Westerns in Cinema

BRYNNER, YUL

BRYNNER, Yul: translation

(1920–1985)
Yul Brynner traded in mystery and exoticism throughout his career, whether as the lead in The King and I (1956) through countless productions; Pharaoh Rameses in The Ten Commandments (1956) ; the Mongolian emperor in Taras Bulba (1962) ; or a robotic gunfighter in Westworld (1973). Consequently, his age and date of birth were always up to question. Usually his birthdate is listed as 1915, but in a biography about Brynner, his son states his father was born in 1920. Brynner himself provided variable information about his origins. “Ordinary mortals need but one birthday,” he was fond of saying. Russian-born Brynner came of age in Paris, where he developed his skills in music and acting and also worked as a trapeze artist for a while.After coming to the United States in 1941, he began a career on stage in classical theater and musical theater. He was selected for The King and I in 1951 and came back to this musical throughout his professional life, touring and playing on Broadway into the 1980s. He won the best actor Academy Award for his role in the 1956 film version.
But while Broadway audiences remember Brynner, with his trademark shaved head, for his singing and dancing, he also played in some excellent Westerns, beginning with John Sturges’s The Magnificent Seven (1960), in which he played a gunfighter who rounds up six other hired guns in order to pursue the Mexican bandit Calvera (Eli Wallach).

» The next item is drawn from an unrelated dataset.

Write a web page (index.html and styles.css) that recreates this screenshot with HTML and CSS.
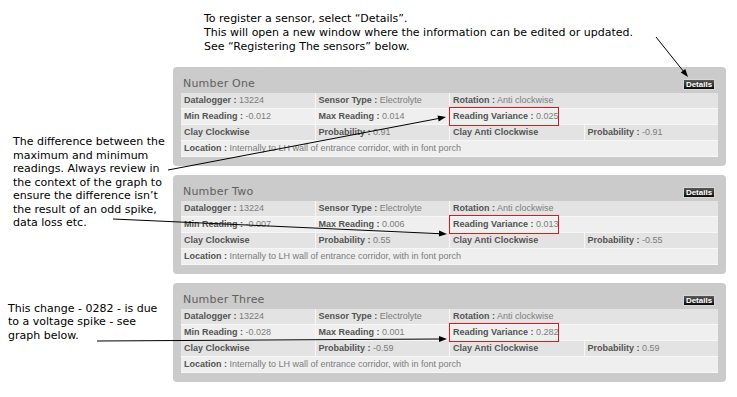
FILE: index.html
```html
<!DOCTYPE html>
<html>
<head>
<meta charset="utf-8">
<link rel="stylesheet" href="styles.css">
</head>
<body>
<div class="page">
  <p class="note-top">To register a sensor, select “Details”.<br>This will open a new window where the information can be edited or updated.<br>See “Registering The sensors” below.</p>
  <div class="main">
    <div class="notes">
      <p class="note note-1">The difference between the<br>maximum and minimum<br>readings. Always review in<br>the context of the graph to<br>ensure the difference isn’t<br>the result of an odd spike,<br>data loss etc.</p>
      <p class="note note-2">This change - 0282 - is due<br>to a voltage spike - see<br>graph below.</p>
    </div>
    <div class="cards">
      <div class="card">
        <div class="card-head"><h2 class="card-title">Number One</h2><span class="btn">Details</span></div>
        <div class="grid">
          <div class="cell row-a"><b>Datalogger :</b> 13224</div>
          <div class="cell row-a"><b>Sensor Type :</b> Electrolyte</div>
          <div class="cell row-a span2"><b>Rotation :</b> Anti clockwise</div>
          <div class="cell row-b"><b>Min Reading :</b> -0.012</div>
          <div class="cell row-b"><b>Max Reading :</b> 0.014</div>
          <div class="cell row-b span2"><span class="hl"></span><b>Reading Variance :</b> 0.025</div>
          <div class="cell row-a"><b>Clay Clockwise</b></div>
          <div class="cell row-a"><b>Probability :</b> 0.91</div>
          <div class="cell row-a"><b>Clay Anti Clockwise</b></div>
          <div class="cell row-a"><b>Probability :</b> -0.91</div>
          <div class="cell row-b span4"><b>Location :</b> Internally to LH wall of entrance corridor, with in font porch</div>
        </div>
      </div>
      <div class="card">
        <div class="card-head"><h2 class="card-title">Number Two</h2><span class="btn">Details</span></div>
        <div class="grid">
          <div class="cell row-a"><b>Datalogger :</b> 13224</div>
          <div class="cell row-a"><b>Sensor Type :</b> Electrolyte</div>
          <div class="cell row-a span2"><b>Rotation :</b> Anti clockwise</div>
          <div class="cell row-b"><b>Min Reading :</b> -0.007</div>
          <div class="cell row-b"><b>Max Reading :</b> 0.006</div>
          <div class="cell row-b span2"><span class="hl"></span><b>Reading Variance :</b> 0.013</div>
          <div class="cell row-a"><b>Clay Clockwise</b></div>
          <div class="cell row-a"><b>Probability :</b> 0.55</div>
          <div class="cell row-a"><b>Clay Anti Clockwise</b></div>
          <div class="cell row-a"><b>Probability :</b> -0.55</div>
          <div class="cell row-b span4"><b>Location :</b> Internally to LH wall of entrance corridor, with in font porch</div>
        </div>
      </div>
      <div class="card">
        <div class="card-head"><h2 class="card-title">Number Three</h2><span class="btn">Details</span></div>
        <div class="grid">
          <div class="cell row-a"><b>Datalogger :</b> 13224</div>
          <div class="cell row-a"><b>Sensor Type :</b> Electrolyte</div>
          <div class="cell row-a span2"><b>Rotation :</b> Anti clockwise</div>
          <div class="cell row-b"><b>Min Reading :</b> -0.028</div>
          <div class="cell row-b"><b>Max Reading :</b> 0.001</div>
          <div class="cell row-b span2"><span class="hl"></span><b>Reading Variance :</b> 0.282</div>
          <div class="cell row-a"><b>Clay Clockwise</b></div>
          <div class="cell row-a"><b>Probability :</b> -0.59</div>
          <div class="cell row-a"><b>Clay Anti Clockwise</b></div>
          <div class="cell row-a"><b>Probability :</b> 0.59</div>
          <div class="cell row-b span4"><b>Location :</b> Internally to LH wall of entrance corridor, with in font porch</div>
        </div>
      </div>
    </div>
  </div>
  <svg class="arrows" width="737" height="397" viewBox="0 0 737 397">
    <g stroke="#000" stroke-width="1" fill="none">
      <line x1="656" y1="37" x2="684" y2="72"/>
      <line x1="168" y1="170" x2="439" y2="118.4"/>
      <line x1="113" y1="219" x2="440" y2="233.7"/>
      <line x1="97" y1="341" x2="440" y2="339"/>
    </g>
    <g fill="#000">
      <polygon points="688,77 680.7,72.6 685.3,68.9"/>
      <polygon points="446,117 438.7,121.4 437.5,115.6"/>
      <polygon points="447,234 438.9,236.6 439.1,230.6"/>
      <polygon points="447,339 439,342 439,336"/>
    </g>
  </svg>
</div>
</body>
</html>
```
FILE: styles.css
```css
html, body {
  margin: 0;
  padding: 0;
  background: #fff;
}
.page {
  position: relative;
  width: 737px;
  height: 397px;
  overflow: hidden;
  font-family: "DejaVu Sans", Verdana, sans-serif;
}
.note-top {
  margin: 0;
  padding: 12px 0 0 204px;
  font-size: 11px;
  line-height: 14px;
  color: #000;
}
.main {
  display: flex;
  margin-top: 13px;
}
.notes {
  width: 173px;
  flex: none;
}
.note {
  margin: 0;
  font-size: 11px;
  line-height: 13.5px;
  color: #000;
  white-space: nowrap;
}
.note-1 {
  margin-top: 68px;
  padding-left: 13px;
}
.note-2 {
  margin-top: 72px;
  padding-left: 8px;
}
.cards {
  width: 553px;
  display: flex;
  flex-direction: column;
  gap: 9px;
}
.card {
  background: #cbcbcb;
  border-radius: 4px;
  padding: 0 8px 9px;
}
.card-head {
  display: flex;
  justify-content: space-between;
  align-items: flex-start;
  height: 26px;
}
.card-title {
  margin: 0;
  padding: 10px 0 0 2px;
  font-size: 11px;
  font-weight: normal;
  line-height: 14px;
  color: #606060;
  letter-spacing: 0.2px;
}
.btn {
  margin: 12px 3px 0 0;
  box-sizing: border-box;
  width: 32px;
  height: 11px;
  border: 1px solid #d8d8d8;
  background: linear-gradient(#5a5a5a, #0a0a0a);
  color: #fff;
  font-family: "Liberation Sans", Arial, sans-serif;
  font-size: 8px;
  font-weight: bold;
  line-height: 9px;
  text-align: center;
}
.grid {
  display: grid;
  grid-template-columns: repeat(4, 1fr);
  grid-auto-rows: 15px;
  gap: 1px;
  padding-bottom: 1px;
  background: #f7f7f7;
  font-family: "Liberation Sans", Arial, sans-serif;
  font-size: 9px;
  line-height: 15px;
  color: #7c7c7c;
}
.cell {
  position: relative;
  padding-left: 3px;
  white-space: nowrap;
}
.cell b {
  color: #535353;
}
.row-a {
  background: #e3e3e3;
}
.row-b {
  background: #efefef;
}
.span2 {
  grid-column: span 2;
}
.span4 {
  grid-column: span 4;
}
.hl {
  position: absolute;
  z-index: 2;
  left: -1px;
  top: -2px;
  width: 110px;
  height: 19px;
  box-sizing: border-box;
  border: 1px solid #e3141c;
}
.arrows {
  position: absolute;
  z-index: 5;
  left: 0;
  top: 0;
  pointer-events: none;
}
```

The role became Brynner’s trademark, reprised in Return of the Seven (1966), and, essentially, in Invitation to a Gunfighter(1964) and Catlow(1971). In this role, Brynner spoke with his cultivated accent and stared down his victims with steely eyes and an aristocratic smirk that could intimidate anyone. His futuristic Westerns of the 1970s, Westworld (1973) and Futureworld (1976), brought his gunslinger character to science fiction, and he actually donned hair for his role as the revolutionary Pancho Villa in Villa Rides(1968). Yul Brynner died of lung cancer in 1985, but before his death he filmed a public service announcement denouncing cigarette smoking to air on television after his passing.